Copy each line that contains the string "screenshot".

**Data in this exercise:**
+ + + +
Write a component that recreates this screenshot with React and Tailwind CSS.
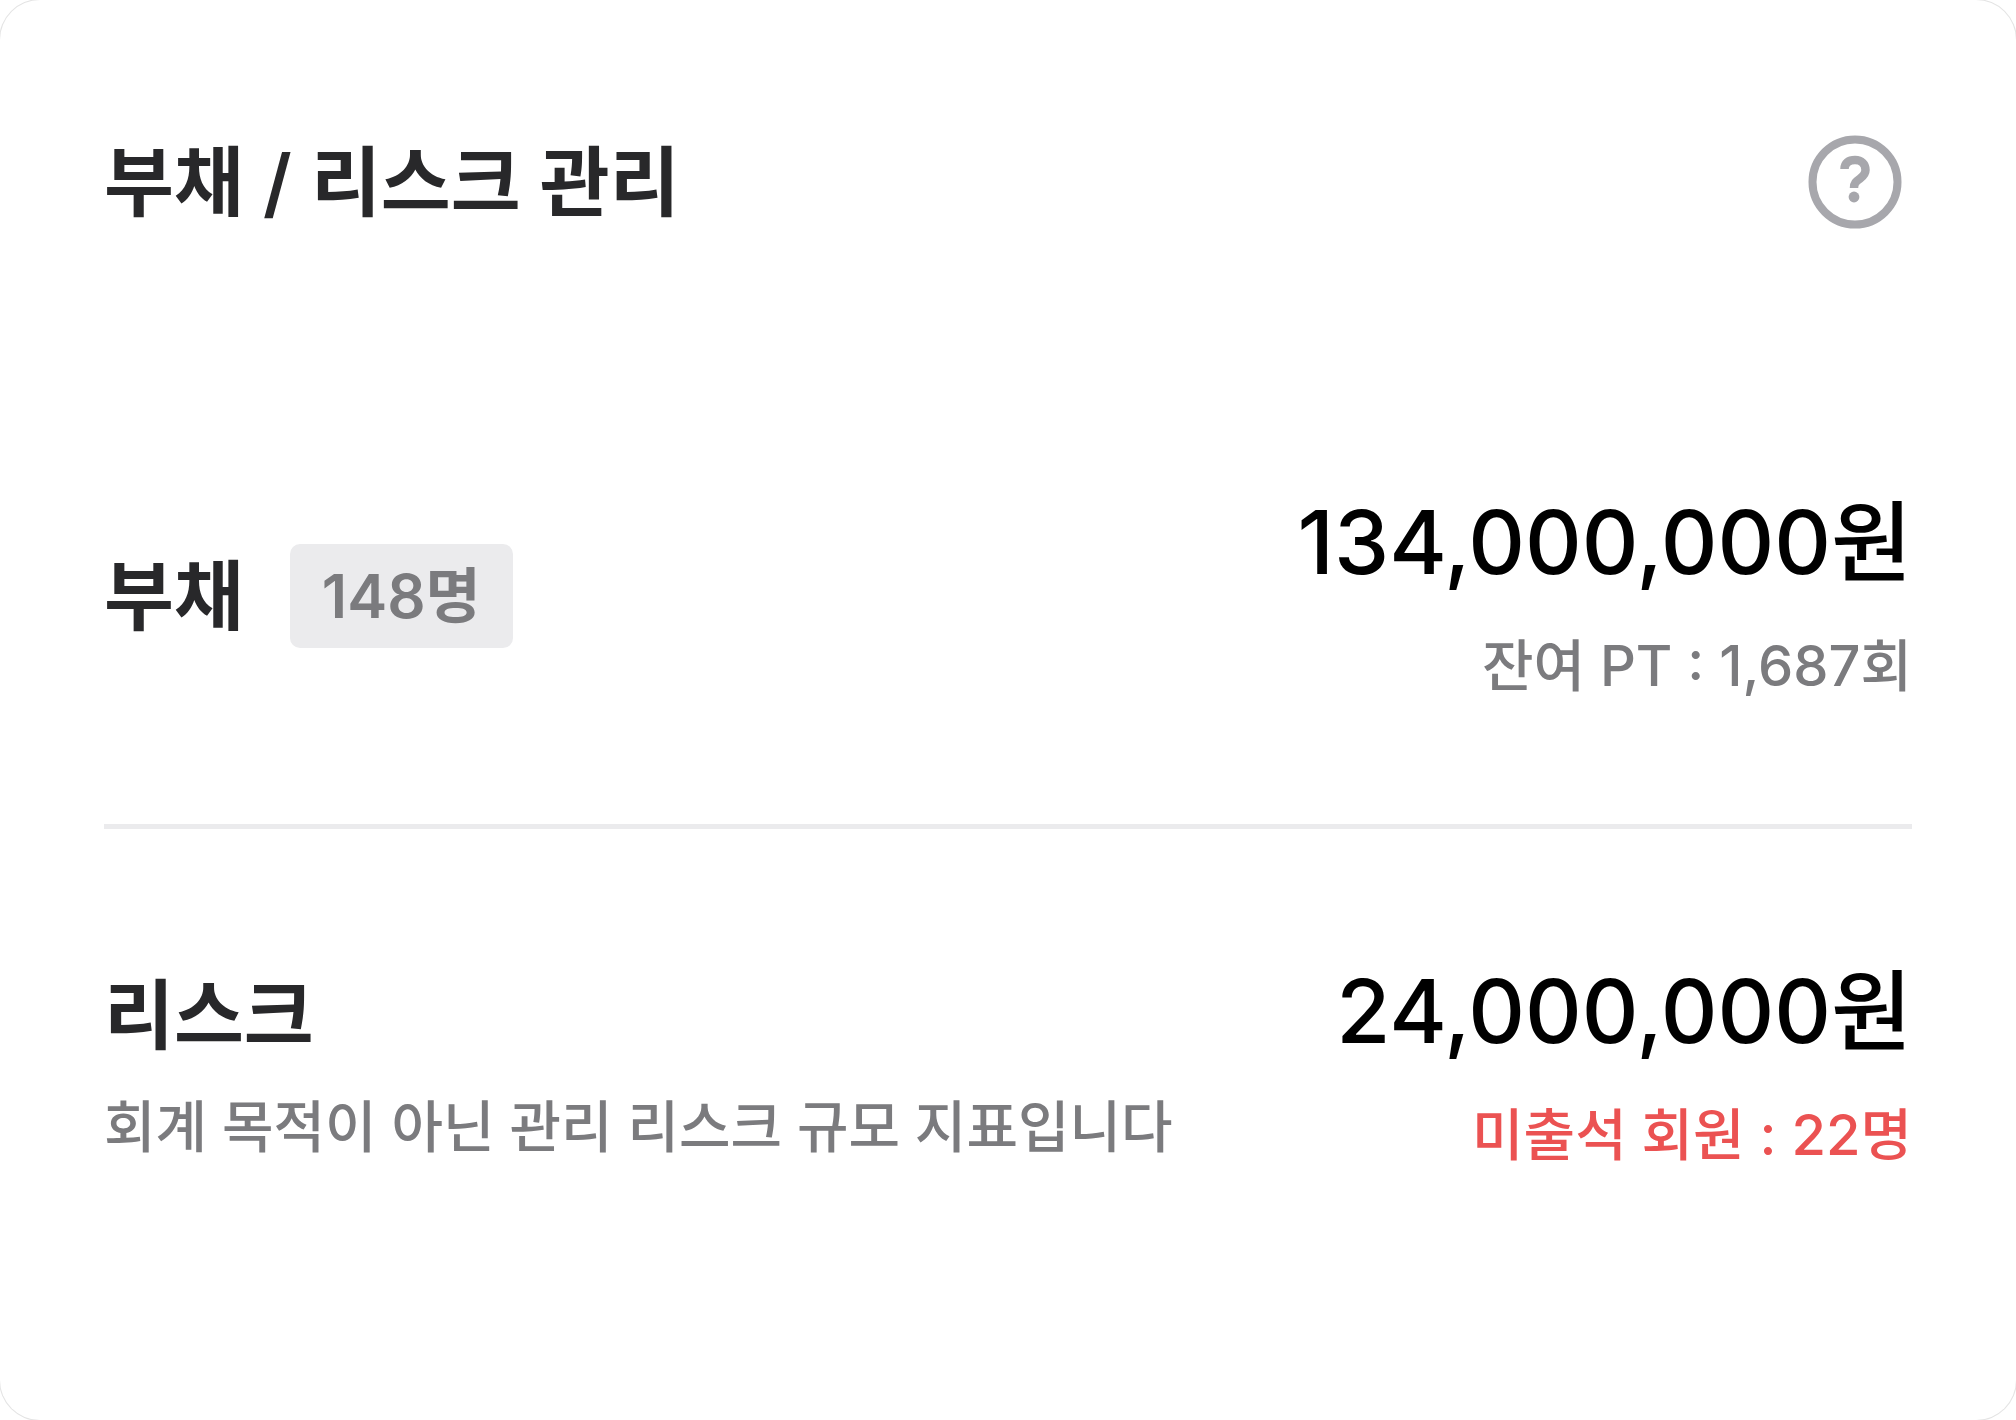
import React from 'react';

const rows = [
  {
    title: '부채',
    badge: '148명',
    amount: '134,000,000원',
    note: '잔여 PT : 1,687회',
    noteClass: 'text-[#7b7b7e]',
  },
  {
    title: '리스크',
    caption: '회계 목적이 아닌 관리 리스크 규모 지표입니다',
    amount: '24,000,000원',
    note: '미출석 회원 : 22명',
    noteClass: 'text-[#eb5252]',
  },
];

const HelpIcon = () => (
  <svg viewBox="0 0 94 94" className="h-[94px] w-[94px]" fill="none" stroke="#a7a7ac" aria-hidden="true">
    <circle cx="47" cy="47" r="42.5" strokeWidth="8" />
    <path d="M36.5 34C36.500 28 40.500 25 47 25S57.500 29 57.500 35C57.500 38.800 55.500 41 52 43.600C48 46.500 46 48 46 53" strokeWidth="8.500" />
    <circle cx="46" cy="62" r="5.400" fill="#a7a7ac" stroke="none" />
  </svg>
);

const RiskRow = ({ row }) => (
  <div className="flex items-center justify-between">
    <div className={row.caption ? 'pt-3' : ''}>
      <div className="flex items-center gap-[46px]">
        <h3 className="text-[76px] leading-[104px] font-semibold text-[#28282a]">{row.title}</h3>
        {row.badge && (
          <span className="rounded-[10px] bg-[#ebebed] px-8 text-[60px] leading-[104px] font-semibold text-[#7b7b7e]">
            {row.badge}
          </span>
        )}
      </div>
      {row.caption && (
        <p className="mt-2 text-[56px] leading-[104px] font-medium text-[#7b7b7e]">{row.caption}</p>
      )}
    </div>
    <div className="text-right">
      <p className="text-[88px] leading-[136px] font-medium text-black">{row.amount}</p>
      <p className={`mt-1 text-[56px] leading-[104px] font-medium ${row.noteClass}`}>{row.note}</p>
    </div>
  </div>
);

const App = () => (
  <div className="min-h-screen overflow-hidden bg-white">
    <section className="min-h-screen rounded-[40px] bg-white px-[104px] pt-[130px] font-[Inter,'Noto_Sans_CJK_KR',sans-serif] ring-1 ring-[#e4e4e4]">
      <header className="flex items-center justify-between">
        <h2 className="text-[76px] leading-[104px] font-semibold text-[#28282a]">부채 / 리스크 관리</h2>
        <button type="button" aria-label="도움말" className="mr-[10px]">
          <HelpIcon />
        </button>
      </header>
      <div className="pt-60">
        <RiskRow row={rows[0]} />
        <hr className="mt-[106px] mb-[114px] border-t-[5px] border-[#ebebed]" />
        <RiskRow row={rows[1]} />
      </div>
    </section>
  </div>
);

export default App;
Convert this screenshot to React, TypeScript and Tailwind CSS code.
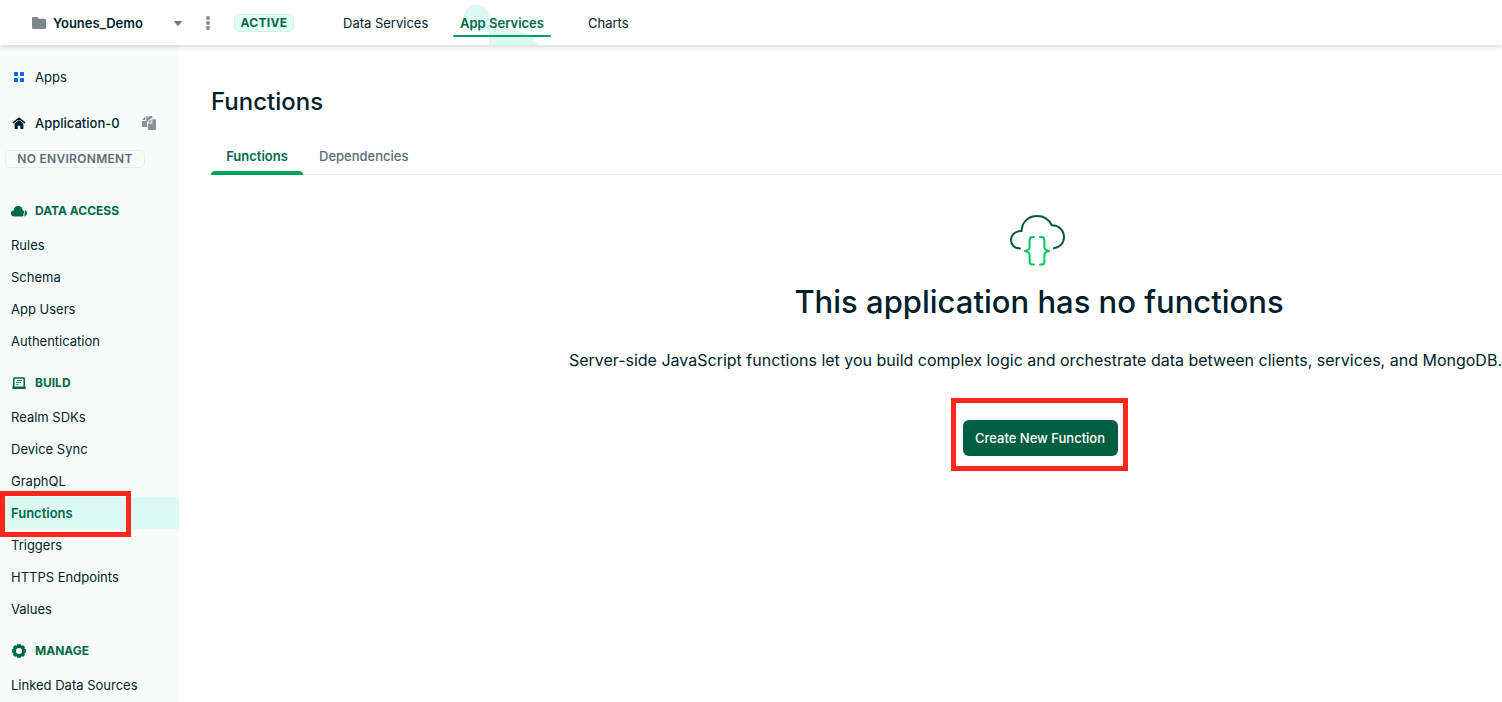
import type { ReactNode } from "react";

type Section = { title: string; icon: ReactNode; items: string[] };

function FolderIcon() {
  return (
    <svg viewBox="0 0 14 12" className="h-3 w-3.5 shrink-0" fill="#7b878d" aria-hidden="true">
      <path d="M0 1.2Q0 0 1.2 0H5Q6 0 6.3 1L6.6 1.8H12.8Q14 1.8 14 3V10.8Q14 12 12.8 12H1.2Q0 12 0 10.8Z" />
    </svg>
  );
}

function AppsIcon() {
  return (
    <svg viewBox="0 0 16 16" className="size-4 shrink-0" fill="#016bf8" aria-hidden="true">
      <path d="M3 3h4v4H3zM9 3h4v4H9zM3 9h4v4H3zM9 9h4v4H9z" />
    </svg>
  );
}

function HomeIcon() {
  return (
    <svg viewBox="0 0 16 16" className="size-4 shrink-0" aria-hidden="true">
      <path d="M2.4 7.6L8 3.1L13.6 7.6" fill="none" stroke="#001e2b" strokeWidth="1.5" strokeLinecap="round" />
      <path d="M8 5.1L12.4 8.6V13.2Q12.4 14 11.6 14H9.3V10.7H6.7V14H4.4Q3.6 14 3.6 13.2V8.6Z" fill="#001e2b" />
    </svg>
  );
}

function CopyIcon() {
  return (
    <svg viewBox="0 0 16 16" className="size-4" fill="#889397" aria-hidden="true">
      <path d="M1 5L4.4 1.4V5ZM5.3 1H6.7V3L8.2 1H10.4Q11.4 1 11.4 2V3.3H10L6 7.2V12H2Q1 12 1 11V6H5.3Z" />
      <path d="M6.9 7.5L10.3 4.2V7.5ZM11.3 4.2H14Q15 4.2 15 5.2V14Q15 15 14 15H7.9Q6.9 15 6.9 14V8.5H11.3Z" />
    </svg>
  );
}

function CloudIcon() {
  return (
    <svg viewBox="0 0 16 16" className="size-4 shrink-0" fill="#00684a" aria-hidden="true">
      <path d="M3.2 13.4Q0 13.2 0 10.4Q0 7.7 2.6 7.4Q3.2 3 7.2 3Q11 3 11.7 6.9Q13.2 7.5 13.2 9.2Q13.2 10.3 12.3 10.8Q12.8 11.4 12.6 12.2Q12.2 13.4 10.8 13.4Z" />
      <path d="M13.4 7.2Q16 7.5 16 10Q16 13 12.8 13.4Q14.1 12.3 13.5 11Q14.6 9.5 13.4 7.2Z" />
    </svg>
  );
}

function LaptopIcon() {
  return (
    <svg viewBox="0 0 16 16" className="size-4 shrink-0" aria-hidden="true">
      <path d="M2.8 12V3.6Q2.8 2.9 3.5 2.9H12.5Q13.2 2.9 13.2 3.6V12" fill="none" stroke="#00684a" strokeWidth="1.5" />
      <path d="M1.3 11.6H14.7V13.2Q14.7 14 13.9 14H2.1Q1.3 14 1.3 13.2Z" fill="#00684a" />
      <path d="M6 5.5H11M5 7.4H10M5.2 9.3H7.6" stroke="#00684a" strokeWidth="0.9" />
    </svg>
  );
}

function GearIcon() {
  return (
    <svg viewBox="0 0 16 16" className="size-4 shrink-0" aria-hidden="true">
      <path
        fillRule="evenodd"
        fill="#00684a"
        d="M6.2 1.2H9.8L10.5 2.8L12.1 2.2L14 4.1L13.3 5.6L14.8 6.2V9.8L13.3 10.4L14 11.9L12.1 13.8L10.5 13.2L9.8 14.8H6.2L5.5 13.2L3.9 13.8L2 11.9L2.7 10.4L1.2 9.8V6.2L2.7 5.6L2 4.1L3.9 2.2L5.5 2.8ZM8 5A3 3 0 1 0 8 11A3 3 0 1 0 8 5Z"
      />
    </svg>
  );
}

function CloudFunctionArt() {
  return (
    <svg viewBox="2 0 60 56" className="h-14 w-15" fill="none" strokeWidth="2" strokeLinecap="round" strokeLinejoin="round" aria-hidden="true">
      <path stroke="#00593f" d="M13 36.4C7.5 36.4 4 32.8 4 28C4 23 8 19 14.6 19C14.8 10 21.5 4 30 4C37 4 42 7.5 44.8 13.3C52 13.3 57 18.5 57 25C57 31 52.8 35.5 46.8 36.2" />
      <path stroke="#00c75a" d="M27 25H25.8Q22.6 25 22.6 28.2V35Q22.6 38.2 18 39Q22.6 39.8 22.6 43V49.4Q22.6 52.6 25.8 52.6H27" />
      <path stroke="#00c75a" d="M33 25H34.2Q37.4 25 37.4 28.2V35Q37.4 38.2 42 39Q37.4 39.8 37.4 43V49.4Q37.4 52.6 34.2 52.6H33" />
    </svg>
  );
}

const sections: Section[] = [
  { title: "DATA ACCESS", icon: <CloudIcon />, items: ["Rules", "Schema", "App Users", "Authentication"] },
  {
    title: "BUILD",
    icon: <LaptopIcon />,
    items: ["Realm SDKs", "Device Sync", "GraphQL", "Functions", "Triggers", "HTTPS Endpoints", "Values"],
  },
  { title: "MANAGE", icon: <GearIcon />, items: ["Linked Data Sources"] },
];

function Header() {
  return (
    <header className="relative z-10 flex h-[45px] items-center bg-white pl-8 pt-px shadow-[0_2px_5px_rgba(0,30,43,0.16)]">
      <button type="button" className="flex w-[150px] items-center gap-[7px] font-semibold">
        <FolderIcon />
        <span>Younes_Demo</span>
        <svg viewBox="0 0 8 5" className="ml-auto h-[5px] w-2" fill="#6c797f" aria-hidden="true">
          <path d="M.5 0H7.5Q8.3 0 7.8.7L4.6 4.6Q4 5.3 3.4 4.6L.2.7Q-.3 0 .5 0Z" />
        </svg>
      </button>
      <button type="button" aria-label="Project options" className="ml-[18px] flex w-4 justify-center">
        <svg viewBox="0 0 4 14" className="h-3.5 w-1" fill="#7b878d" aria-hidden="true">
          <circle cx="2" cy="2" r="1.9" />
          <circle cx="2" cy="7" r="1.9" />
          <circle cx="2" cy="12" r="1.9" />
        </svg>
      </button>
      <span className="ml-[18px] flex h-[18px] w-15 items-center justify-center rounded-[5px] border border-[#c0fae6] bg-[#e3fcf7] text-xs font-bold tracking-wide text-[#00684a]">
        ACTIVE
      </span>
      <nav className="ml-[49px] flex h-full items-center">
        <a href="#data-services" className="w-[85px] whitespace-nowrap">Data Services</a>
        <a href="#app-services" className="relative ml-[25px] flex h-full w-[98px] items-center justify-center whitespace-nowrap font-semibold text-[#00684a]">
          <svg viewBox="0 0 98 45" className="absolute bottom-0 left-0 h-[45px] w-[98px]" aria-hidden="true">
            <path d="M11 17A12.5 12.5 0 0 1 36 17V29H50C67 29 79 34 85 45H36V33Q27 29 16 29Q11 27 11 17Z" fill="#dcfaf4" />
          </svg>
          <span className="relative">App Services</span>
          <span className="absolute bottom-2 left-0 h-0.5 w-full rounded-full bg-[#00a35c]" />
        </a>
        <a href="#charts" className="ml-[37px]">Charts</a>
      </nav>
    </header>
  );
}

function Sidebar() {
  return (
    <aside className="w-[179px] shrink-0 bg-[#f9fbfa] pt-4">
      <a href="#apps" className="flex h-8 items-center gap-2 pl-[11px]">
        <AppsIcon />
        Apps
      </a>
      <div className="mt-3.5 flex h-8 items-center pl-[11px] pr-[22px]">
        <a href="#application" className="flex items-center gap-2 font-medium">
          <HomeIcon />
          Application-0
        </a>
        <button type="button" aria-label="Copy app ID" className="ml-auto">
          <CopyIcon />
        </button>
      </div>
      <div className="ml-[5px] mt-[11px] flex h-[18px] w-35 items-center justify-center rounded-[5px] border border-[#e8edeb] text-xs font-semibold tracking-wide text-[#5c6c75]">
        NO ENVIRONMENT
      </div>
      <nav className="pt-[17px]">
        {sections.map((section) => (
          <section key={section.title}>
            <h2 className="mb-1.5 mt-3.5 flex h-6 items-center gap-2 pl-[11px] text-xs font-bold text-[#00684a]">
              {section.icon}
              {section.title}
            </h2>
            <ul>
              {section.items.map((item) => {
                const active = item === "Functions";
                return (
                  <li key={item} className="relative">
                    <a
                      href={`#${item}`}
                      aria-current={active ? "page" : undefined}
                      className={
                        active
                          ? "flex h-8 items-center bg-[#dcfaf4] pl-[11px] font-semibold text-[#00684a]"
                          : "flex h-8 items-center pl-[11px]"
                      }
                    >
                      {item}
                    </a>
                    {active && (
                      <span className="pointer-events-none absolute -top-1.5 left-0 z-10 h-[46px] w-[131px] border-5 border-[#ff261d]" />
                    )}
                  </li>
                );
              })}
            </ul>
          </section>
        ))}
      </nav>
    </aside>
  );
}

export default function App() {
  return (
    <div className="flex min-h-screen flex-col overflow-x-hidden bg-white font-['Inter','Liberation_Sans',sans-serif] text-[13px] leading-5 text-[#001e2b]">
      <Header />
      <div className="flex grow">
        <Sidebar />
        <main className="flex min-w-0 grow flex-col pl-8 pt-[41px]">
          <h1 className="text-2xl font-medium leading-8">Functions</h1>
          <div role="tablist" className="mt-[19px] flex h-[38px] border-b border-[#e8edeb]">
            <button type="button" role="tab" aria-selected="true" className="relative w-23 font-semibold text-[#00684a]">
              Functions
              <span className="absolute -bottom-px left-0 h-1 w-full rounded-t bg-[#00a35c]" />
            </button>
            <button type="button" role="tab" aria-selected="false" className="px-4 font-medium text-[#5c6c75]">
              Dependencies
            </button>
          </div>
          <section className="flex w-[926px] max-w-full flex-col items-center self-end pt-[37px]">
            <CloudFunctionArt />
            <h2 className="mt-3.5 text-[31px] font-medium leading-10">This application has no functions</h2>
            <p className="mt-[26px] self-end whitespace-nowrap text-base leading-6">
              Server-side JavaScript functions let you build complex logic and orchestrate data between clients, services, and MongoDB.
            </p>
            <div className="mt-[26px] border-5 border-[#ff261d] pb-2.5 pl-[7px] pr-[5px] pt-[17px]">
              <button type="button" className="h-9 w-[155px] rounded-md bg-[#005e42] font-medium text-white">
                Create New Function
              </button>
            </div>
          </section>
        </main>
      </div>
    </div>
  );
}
+ + + +
**Exercise answer:**
Write a component that recreates this screenshot with React and Tailwind CSS.
Convert this screenshot to React, TypeScript and Tailwind CSS code.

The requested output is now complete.